Countries living in perilous conditions of military rule or families caught in the crossfire of war are in constant fear and danger. But the stress alone is significant enough to put mothers at risk of losing their child, a new study finds.

The research lead by Tel Aviv University in Israel was published Monday in Psychosomatic Medicine Journal of Biobehavioral Medicine.

Researchers took to Sderot, a western city in Israel, to examine the living situations and surroundings. They found that the women of the rocket-stricken region had a 59 percent miscarriage rate.

Sderot has been under rocket fire from Gaza Strip forces since 2001 and it has killed 13 civilians. Between 2001 and 2008, nearly 1,000 alarms have gone off to warn them of attacks, the alarms would sound immediately and loud then residents only have seconds to take cover or risk being struck.

Liat Lerner-Geva, professor and director of Women and Children's Health Research Unit at Tel Aviv's Sackler Faculty of Medicine, and her team looked at medical records of 1,345 women in the city who endured loud alarms and rocket fires and compared them to 2,143 women in Kiryat Gat who were living outside the range of missiles.

The women from Kiryat Gat experienced 4.7 percent of miscarriages, while Sderot had a 6.9 percent miscarriage rate.

An early intervention of prenatal care is advised as some of the solutions that could reduce stress for expecting mothers.

"Most of the Sderot pregnant women receive prenatal care through community health clinics," Lerner-Geva said in a statement. "This presents an opportunity to run preventive interventions to reduce stress or even provide one-on-one counseling."

The team wants to follow-up on a study with Sderot and find out whether continuous stress would cause negative outcomes during birth, i.e. premature delivery or underweight babies.

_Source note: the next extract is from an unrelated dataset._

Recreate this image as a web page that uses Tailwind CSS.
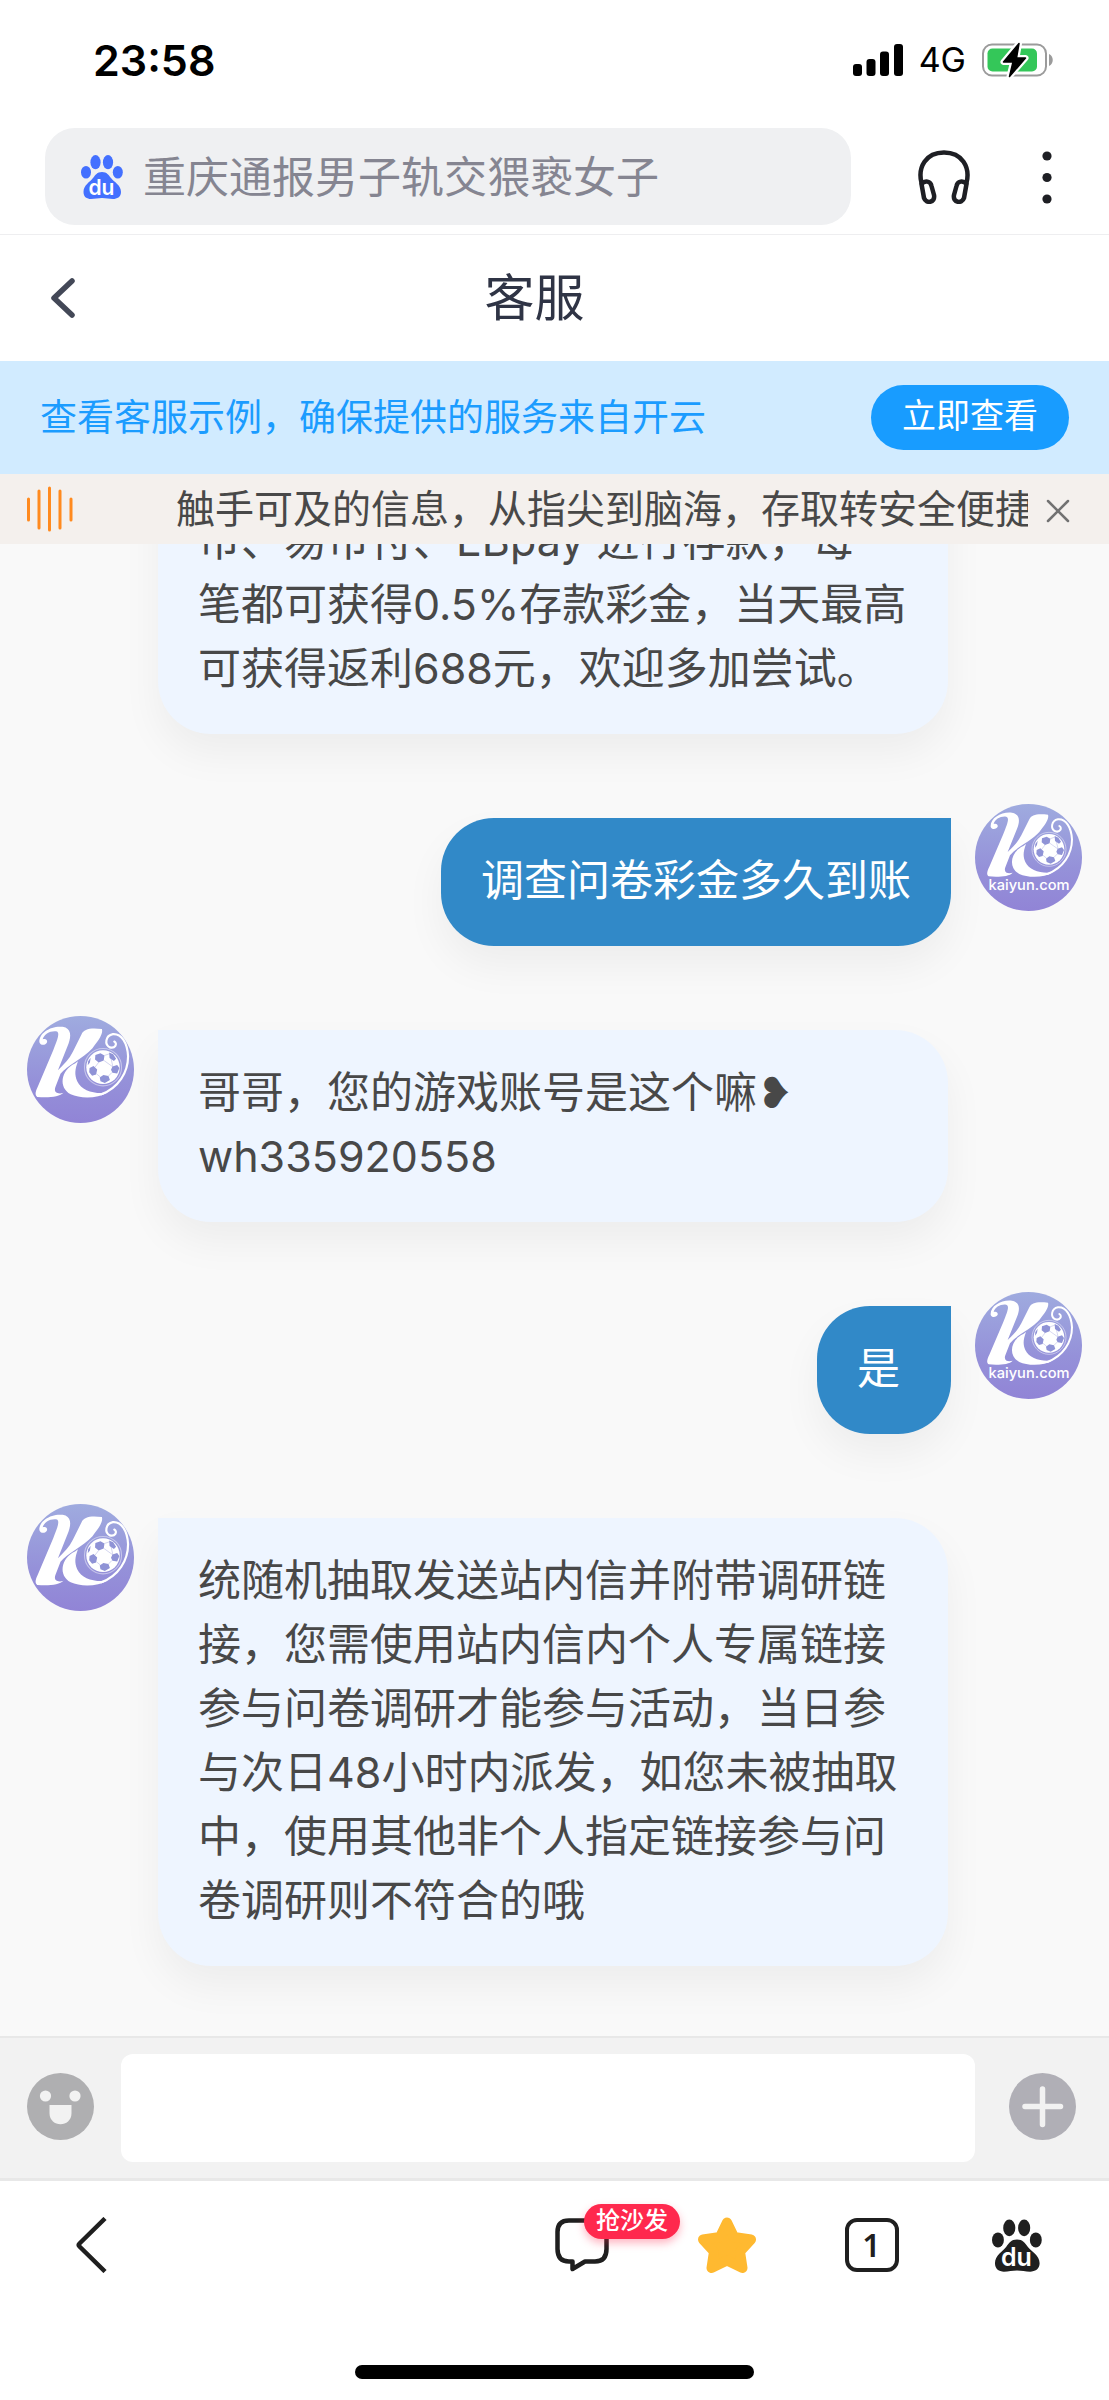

According to the National Institute of Child Health and Human Development, increased levels of stress during pregnancy could lead to high blood pressure, which results in increased chances of preterm labor or a low birth-weight baby. Post Traumatic Stress Disorder, or PTSD, is a condition that normally occurs in 8 percent of women while pregnant. It also adds to previous problems by increasing the mother's chance of smoking and drinking.